Pax Domini sit semper vobiscum

Monday, January 17, 2022

My fitness training confirmation biases

I recently attended a continuing professional education seminar about best investments and investment strategies.  One term presented in the course, catching my attention, was investment confirmation bias. 

It was explained as an investor’s tendency to seek information that supports their beliefs, bias that leads to focusing only on information that reinforces their opinions about an investment, and selectively choosing which information to use resulting in a lack of diversification and investments that are too risky.

This confirmation bias term distracted me for a moment, making me think about what confirmation biases I may have in my middle-aged man fitness training journey. 

For example, what are my tendencies to seek information that supports my beliefs about my fitness training?  How do these tendencies result in me focusing only on information that reinforces my opinion about my current training methods?

I’m currently in the fitness training minimalist “camp” of primarily doing pull-ups, bar dips, kettlebells, and burpees in my fitness training rotation.  This means I’m excluding a lot of other training modalities such as isometrics, resistance bands, barbells, dumbbells, clubbells, maces and other fitness gadgets to name a few.

How much fitter could I be, and more efficiently, if I opened my eyes with a willingness to diversify my fitness training methods, and to seek out new knowledge about these other training methods?  What cardiovascular-respiratory conditioning and strength endurance levels am I “leaving on the table” with my current minimalist approach?

Am I doing too many burpees at the expense of something else?

While I continue pounding away this week with my status quo fitness training, maybe I should spend some of my rest and recovery time between exercises and training workouts thinking more about my fitness training confirmation biases.

Pax Domini sit semper vobiscum

Monday, January 10, 2022

Doing the singles thing

 


There’s a training cadence to meet the needs of everyone if you spend some time searching for and reading about it. From the time-tested beginner barbell training protocol of three sets of eight reps to the German Volume Training protocol of ten sets of ten reps. 

Whatever you want, it’s yours to be had; all you must do is show up and do the work and, more likely than not, you’ll make fitness training progress if the protocol you use has a progressive resistance component to it.

I’m currently playing around with singles. One way I trained with singles was doing a singles progression of about eight to ten rounds with the final rounds being about 90 percent to a personal best attempt depending on how I was feeling and how I did with the previously completed rounds. Then, I’d close with a bonus round using a weight that was about 65 percent of my one repetition max. I’d completed as many repetitions as possible which gave me a nice closing muscle hypertrophy feeling that the singles didn’t deliver.
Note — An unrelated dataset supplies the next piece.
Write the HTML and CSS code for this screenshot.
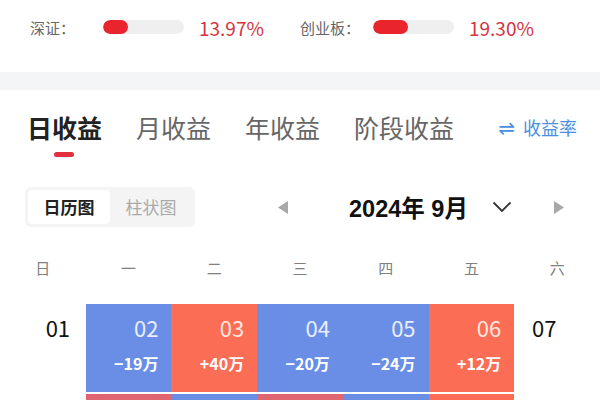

Recently I started singles training for double kettlebell overhead press, double kettlebell rack squat, weighted pull-ups, and weighted bar dips. While nothing is cast in stone, the workouts completed thus far have been of 20 singles every minute on the minute. 

Time will tell what return on my training investment doing these singles gives me. As a minimum, experience lifting something heavy for me should make lifting something not as heavy a bunch of times easier to do. So long as the singles training has a progressive resistance component to it, I can’t help but thinking this training will be fruitful along with the other work I’m doing.

Here’s a recent workout using a pair of 24kg kettlebells and doing a singles workout consisting of 20 singles done every minute on the minute.

It’s kind of fun doing the singles thing.